Search the listing below for the string "components" and show each line that contains it.

● **DATA ROWS**
_____

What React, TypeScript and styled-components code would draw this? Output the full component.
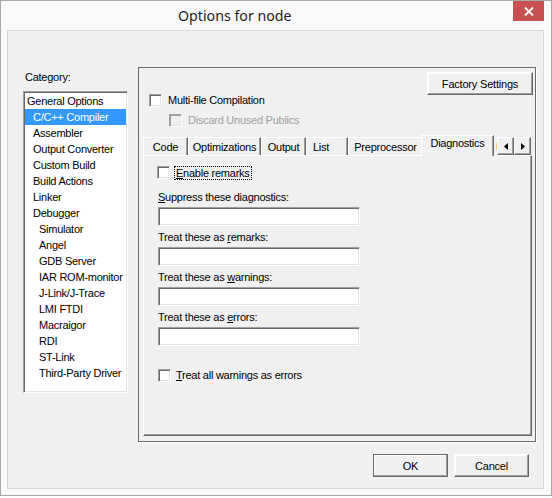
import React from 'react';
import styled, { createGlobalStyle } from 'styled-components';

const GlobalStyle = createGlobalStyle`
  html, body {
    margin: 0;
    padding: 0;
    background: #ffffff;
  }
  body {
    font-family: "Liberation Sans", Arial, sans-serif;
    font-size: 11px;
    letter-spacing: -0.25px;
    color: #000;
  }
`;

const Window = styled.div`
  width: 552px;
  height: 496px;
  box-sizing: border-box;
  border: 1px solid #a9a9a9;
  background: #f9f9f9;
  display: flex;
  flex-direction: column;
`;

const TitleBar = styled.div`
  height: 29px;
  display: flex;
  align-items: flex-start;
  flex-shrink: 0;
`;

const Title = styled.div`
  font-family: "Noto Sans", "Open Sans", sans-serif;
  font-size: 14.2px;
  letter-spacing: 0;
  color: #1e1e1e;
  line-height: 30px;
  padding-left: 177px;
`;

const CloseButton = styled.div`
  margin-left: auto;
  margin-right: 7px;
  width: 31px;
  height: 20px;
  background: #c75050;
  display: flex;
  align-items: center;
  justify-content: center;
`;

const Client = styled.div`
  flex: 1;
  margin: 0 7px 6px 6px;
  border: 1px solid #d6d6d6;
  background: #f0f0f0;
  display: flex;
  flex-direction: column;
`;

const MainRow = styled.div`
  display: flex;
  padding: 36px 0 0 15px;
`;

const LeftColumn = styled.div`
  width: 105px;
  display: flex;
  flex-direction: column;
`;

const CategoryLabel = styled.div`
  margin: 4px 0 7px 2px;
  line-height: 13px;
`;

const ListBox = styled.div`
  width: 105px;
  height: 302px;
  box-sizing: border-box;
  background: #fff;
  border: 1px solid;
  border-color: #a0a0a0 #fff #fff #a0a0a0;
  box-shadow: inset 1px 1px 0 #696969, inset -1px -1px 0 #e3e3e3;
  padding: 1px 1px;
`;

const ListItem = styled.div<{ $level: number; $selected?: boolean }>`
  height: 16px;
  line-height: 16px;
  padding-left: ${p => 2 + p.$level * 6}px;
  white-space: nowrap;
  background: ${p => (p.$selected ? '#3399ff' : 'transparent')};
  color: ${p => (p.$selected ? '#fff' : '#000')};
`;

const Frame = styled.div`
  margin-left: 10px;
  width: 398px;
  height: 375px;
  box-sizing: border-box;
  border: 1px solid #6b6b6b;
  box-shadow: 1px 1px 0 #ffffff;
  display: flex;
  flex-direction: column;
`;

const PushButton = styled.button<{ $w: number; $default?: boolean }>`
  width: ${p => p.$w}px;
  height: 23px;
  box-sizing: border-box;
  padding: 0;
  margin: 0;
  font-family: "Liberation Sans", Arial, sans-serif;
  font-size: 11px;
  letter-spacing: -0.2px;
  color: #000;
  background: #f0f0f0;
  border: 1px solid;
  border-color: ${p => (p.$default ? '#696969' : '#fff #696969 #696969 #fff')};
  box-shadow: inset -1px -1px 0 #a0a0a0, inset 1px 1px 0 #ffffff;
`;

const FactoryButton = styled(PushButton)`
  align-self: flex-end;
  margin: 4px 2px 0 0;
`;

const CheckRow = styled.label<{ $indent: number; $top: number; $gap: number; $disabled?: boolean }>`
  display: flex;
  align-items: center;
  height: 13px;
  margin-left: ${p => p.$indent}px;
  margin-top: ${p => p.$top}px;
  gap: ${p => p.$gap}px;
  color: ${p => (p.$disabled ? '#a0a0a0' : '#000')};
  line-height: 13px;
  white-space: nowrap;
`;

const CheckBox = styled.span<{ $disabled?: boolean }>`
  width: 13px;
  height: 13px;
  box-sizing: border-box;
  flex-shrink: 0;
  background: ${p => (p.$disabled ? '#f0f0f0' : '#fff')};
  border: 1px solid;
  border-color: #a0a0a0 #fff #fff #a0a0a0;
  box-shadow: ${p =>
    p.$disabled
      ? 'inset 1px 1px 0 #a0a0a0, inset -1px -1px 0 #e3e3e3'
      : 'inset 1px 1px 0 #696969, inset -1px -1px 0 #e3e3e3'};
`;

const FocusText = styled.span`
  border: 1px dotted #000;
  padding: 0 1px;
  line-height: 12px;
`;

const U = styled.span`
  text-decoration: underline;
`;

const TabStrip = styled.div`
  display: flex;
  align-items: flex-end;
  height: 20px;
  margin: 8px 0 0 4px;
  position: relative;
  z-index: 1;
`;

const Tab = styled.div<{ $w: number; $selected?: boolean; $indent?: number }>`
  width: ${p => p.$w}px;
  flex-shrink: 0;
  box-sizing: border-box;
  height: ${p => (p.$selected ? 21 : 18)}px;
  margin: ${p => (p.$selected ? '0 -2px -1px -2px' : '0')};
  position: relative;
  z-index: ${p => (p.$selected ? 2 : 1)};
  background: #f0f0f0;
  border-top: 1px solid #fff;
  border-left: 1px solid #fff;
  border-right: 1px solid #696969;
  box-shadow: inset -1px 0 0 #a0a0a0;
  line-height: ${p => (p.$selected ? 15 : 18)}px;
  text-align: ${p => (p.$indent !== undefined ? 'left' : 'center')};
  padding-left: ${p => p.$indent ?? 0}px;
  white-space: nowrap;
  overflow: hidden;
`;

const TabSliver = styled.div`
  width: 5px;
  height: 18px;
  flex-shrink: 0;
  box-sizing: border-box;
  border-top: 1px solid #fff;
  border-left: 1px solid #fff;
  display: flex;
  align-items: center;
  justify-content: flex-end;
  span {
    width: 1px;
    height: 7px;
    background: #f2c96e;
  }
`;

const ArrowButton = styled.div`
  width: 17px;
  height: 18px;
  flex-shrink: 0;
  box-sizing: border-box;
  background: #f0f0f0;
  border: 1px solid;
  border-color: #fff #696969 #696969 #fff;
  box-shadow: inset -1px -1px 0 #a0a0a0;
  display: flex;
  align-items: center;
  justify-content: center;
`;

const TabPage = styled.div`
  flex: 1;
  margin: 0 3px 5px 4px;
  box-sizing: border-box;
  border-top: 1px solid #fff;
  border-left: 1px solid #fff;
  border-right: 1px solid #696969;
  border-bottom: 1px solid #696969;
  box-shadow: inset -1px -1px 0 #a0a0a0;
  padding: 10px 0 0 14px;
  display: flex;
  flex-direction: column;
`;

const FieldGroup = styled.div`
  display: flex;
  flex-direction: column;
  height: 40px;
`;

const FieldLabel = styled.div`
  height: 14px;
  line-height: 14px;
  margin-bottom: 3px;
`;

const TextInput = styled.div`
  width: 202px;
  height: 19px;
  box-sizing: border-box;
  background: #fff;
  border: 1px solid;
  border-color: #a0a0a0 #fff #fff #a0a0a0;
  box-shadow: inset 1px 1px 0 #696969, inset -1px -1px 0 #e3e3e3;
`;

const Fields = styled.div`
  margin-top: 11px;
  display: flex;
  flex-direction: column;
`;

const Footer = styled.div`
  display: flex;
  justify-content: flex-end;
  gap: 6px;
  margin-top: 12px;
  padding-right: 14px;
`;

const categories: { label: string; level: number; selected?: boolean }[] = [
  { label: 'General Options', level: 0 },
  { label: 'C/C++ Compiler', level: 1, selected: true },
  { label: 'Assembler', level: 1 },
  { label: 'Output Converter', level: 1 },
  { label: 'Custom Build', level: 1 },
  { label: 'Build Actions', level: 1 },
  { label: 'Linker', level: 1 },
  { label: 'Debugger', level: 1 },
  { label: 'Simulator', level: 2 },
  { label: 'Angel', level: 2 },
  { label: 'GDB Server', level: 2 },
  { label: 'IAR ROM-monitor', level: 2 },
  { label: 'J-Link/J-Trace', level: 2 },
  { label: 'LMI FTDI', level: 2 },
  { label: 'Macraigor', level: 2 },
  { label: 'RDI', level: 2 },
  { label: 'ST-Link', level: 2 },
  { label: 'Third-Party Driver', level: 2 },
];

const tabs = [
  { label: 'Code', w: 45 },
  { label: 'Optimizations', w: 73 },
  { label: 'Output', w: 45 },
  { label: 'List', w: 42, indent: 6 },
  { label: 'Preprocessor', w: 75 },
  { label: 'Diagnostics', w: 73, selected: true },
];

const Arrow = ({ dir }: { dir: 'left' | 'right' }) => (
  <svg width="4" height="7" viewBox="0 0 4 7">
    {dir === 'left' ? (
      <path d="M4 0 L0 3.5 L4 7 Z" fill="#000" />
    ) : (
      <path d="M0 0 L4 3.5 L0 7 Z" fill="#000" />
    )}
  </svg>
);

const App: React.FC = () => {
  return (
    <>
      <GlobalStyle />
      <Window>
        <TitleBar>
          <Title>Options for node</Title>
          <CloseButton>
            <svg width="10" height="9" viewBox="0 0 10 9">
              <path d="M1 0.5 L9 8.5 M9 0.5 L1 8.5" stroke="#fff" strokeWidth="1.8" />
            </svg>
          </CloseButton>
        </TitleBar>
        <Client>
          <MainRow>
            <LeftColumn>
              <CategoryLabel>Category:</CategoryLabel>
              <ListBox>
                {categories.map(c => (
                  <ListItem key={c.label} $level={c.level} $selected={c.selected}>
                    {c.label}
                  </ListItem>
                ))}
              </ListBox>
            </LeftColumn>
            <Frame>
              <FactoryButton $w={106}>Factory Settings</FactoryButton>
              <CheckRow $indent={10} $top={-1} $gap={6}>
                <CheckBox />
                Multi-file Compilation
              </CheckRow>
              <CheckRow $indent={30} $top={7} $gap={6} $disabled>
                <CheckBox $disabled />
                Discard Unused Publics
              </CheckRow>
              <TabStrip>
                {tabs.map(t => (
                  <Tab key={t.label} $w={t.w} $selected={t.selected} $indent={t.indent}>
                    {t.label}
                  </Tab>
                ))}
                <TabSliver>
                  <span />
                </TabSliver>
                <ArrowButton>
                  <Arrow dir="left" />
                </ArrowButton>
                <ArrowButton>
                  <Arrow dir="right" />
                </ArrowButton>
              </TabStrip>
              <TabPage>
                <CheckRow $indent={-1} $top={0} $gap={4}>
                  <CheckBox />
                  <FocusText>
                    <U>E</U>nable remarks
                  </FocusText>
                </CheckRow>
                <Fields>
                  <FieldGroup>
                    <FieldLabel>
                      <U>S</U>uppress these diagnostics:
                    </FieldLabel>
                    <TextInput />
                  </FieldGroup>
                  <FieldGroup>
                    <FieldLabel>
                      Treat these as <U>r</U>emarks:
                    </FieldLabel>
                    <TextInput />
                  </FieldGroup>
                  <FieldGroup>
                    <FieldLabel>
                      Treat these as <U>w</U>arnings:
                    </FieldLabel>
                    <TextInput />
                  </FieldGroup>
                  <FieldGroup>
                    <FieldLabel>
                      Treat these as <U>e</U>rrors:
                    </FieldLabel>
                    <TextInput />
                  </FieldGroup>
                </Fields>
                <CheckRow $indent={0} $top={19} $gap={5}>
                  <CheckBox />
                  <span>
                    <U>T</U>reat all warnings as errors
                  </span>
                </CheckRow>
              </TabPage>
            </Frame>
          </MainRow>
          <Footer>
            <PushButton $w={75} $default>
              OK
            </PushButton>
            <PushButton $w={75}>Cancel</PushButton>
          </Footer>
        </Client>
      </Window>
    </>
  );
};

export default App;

_____

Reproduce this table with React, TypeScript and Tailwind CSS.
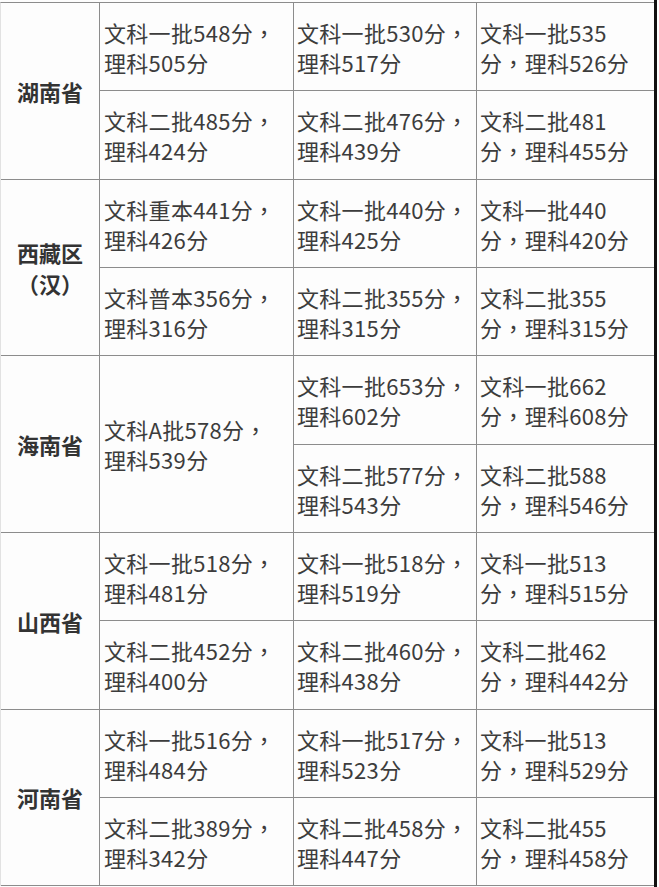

_____

● **REPLY TO THE TASK**
What React, TypeScript and styled-components code would draw this? Output the full component.
import styled, { createGlobalStyle } from 'styled-components';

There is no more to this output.